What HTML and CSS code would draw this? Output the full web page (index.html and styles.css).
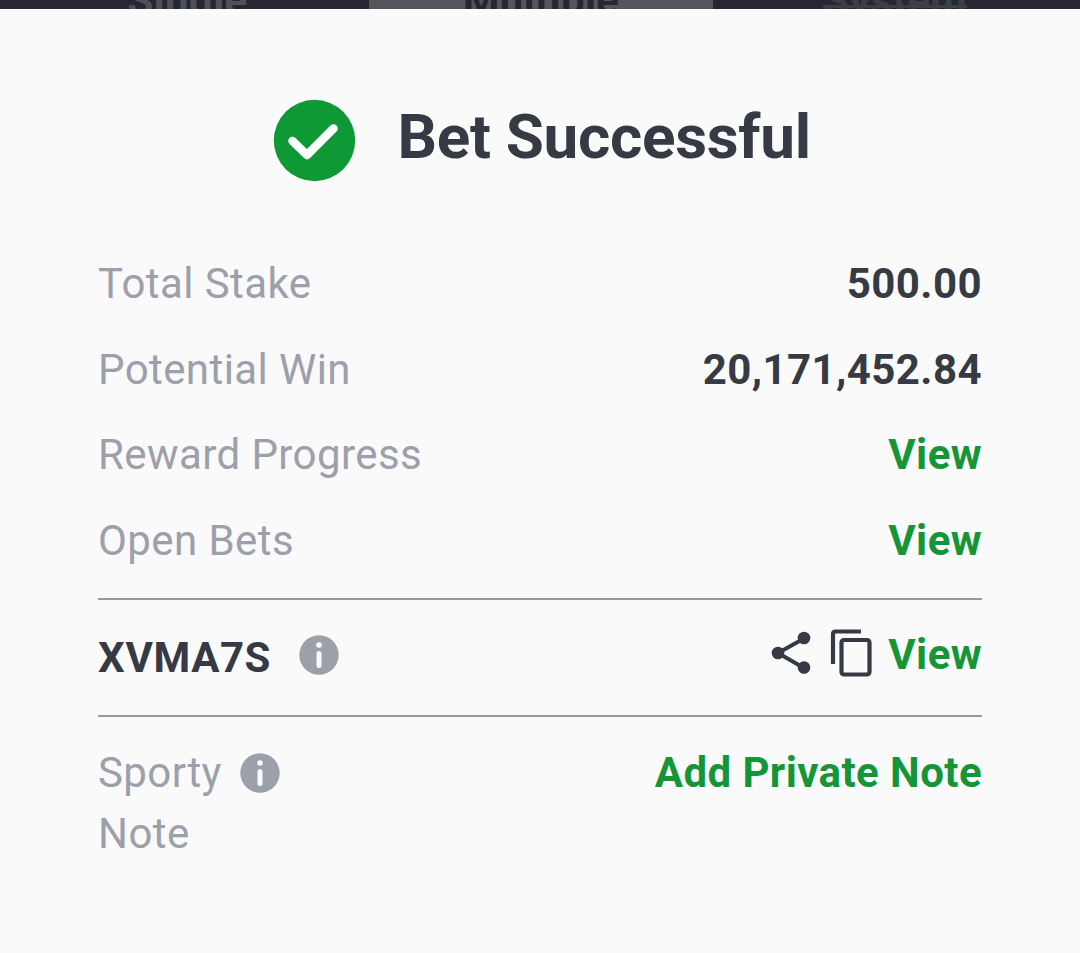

...

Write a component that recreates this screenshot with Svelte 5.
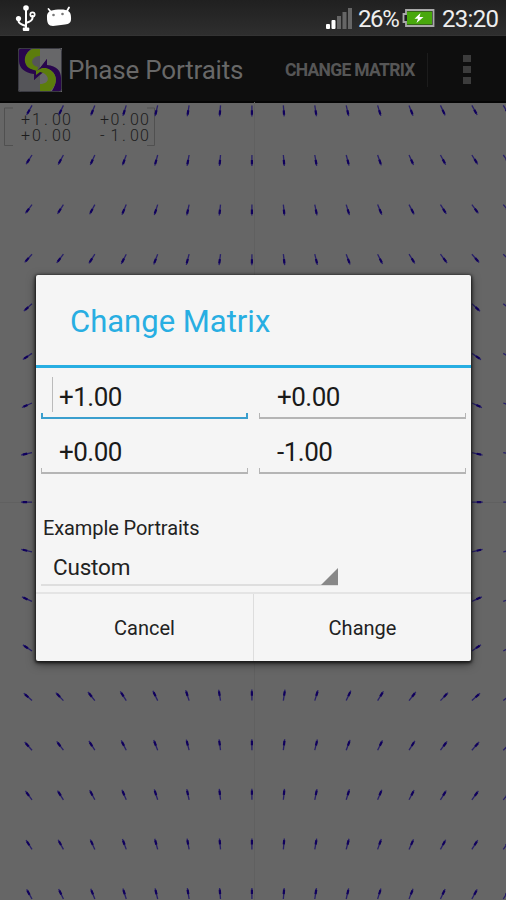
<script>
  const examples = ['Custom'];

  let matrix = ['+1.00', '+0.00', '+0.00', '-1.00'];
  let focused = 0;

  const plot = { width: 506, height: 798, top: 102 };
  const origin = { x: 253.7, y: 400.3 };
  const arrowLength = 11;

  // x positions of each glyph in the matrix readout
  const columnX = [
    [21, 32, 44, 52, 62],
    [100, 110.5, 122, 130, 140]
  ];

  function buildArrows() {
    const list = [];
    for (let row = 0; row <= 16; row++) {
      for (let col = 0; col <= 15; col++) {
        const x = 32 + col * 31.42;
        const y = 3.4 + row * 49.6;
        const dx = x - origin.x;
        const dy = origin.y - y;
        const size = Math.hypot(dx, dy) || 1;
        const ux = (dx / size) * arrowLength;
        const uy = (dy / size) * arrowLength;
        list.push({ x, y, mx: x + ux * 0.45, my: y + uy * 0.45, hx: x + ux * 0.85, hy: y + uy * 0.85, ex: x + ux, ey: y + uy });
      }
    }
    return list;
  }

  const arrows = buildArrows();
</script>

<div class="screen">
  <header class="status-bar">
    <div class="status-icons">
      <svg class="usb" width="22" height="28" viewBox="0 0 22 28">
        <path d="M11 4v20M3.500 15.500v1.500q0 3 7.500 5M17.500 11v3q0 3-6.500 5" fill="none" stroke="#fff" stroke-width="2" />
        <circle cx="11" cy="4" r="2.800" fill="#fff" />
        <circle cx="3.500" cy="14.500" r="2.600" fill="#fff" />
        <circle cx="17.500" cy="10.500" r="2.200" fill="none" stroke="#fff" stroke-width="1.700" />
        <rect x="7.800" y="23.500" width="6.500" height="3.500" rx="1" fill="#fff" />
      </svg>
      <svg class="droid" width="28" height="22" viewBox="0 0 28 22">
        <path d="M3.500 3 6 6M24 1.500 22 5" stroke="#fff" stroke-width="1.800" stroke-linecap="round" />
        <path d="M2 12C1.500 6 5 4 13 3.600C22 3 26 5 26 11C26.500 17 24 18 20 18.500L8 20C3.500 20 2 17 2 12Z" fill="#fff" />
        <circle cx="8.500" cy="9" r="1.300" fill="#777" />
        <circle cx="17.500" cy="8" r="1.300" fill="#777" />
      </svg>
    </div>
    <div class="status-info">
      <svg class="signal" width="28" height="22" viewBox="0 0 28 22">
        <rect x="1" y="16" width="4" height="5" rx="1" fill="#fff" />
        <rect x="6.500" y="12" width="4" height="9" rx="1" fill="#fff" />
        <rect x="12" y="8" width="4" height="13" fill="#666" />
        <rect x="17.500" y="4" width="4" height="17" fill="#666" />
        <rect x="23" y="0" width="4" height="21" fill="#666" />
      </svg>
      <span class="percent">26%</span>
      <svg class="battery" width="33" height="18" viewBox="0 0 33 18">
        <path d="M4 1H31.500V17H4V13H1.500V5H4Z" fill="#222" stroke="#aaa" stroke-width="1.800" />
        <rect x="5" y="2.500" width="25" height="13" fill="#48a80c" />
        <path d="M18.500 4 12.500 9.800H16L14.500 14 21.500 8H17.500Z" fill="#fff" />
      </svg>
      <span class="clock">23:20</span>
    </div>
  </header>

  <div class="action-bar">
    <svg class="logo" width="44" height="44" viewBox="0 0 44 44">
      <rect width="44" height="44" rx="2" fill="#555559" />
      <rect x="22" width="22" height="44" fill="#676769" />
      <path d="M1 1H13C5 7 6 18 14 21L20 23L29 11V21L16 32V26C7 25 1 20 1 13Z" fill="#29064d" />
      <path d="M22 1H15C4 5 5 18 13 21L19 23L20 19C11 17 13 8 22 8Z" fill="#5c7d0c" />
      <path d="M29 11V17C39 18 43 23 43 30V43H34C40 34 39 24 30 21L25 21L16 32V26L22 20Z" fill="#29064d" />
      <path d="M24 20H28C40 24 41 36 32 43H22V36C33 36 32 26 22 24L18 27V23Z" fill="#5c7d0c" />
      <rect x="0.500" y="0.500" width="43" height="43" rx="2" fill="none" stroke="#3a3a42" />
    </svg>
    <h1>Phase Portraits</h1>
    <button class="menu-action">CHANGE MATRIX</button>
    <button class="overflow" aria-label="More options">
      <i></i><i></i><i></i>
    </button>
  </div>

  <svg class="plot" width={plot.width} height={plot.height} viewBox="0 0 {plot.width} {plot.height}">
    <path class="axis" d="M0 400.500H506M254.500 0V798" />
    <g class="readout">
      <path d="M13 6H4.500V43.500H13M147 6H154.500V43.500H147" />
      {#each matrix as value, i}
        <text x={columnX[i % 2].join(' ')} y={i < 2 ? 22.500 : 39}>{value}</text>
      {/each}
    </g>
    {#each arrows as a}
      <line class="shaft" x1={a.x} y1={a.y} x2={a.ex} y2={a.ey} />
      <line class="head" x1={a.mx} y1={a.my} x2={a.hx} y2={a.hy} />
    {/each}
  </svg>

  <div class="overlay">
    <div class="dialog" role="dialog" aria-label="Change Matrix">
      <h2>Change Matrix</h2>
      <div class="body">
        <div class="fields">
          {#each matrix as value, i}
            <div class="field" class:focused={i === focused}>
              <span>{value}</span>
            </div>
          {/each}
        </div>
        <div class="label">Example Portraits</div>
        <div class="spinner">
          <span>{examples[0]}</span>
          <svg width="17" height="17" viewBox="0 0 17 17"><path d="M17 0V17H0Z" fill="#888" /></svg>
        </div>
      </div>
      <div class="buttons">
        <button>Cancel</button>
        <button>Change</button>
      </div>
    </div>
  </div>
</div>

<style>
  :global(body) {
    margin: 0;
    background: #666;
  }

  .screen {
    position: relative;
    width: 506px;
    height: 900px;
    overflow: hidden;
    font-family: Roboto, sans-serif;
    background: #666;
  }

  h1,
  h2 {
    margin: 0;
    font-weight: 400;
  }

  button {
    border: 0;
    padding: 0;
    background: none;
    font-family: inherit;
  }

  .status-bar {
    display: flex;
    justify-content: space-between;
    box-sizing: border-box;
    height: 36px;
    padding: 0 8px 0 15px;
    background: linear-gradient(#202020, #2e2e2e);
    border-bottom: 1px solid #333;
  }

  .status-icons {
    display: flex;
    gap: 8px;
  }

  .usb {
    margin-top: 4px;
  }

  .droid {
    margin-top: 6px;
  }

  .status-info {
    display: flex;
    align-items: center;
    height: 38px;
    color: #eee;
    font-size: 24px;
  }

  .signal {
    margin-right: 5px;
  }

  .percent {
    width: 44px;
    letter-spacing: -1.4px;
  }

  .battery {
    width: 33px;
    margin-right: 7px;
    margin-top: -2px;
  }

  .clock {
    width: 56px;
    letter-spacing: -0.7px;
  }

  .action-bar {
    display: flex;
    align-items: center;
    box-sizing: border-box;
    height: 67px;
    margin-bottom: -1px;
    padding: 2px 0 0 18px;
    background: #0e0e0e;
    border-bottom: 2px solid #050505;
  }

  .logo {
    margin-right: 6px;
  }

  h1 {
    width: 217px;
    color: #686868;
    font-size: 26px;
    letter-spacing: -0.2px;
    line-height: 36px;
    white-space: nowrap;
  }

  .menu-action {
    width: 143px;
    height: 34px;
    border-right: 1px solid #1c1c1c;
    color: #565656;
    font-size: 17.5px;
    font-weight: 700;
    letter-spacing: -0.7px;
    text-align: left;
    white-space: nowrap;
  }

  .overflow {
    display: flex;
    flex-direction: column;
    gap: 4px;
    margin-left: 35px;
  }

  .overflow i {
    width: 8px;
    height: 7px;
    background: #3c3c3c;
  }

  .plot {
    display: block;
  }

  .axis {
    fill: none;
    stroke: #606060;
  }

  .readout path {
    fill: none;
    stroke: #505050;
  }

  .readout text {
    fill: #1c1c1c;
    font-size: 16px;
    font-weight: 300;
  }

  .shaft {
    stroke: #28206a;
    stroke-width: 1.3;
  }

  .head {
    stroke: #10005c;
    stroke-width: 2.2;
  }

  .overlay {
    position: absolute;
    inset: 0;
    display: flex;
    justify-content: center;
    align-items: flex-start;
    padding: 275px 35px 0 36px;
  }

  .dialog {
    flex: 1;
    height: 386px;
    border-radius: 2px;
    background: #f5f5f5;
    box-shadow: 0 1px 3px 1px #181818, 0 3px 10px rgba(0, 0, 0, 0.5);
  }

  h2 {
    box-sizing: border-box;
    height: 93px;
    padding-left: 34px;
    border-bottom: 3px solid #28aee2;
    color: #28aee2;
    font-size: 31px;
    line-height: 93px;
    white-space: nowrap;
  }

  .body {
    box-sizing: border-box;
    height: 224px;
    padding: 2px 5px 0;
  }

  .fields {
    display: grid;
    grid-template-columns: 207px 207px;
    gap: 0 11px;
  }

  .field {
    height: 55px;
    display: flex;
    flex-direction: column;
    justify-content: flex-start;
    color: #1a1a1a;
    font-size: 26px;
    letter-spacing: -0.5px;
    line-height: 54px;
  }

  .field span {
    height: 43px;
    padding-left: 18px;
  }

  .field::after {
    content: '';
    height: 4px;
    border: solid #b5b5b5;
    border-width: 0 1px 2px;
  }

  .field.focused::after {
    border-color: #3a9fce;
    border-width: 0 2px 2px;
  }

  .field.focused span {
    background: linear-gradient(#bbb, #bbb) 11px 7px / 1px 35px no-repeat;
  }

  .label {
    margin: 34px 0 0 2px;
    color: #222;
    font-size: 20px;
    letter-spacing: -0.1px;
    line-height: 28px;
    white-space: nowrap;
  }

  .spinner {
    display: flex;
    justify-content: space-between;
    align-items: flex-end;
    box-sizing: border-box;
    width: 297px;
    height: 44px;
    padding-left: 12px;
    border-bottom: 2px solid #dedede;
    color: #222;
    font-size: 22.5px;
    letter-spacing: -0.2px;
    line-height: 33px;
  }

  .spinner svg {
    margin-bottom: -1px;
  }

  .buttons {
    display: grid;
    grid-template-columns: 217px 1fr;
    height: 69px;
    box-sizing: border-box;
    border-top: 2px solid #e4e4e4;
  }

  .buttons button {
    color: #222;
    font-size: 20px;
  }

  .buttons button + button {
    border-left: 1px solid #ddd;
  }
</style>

● **SET TASK**: Give only the number of lines in the entries above that contain the string "this".

● **FINAL RESULT**: 2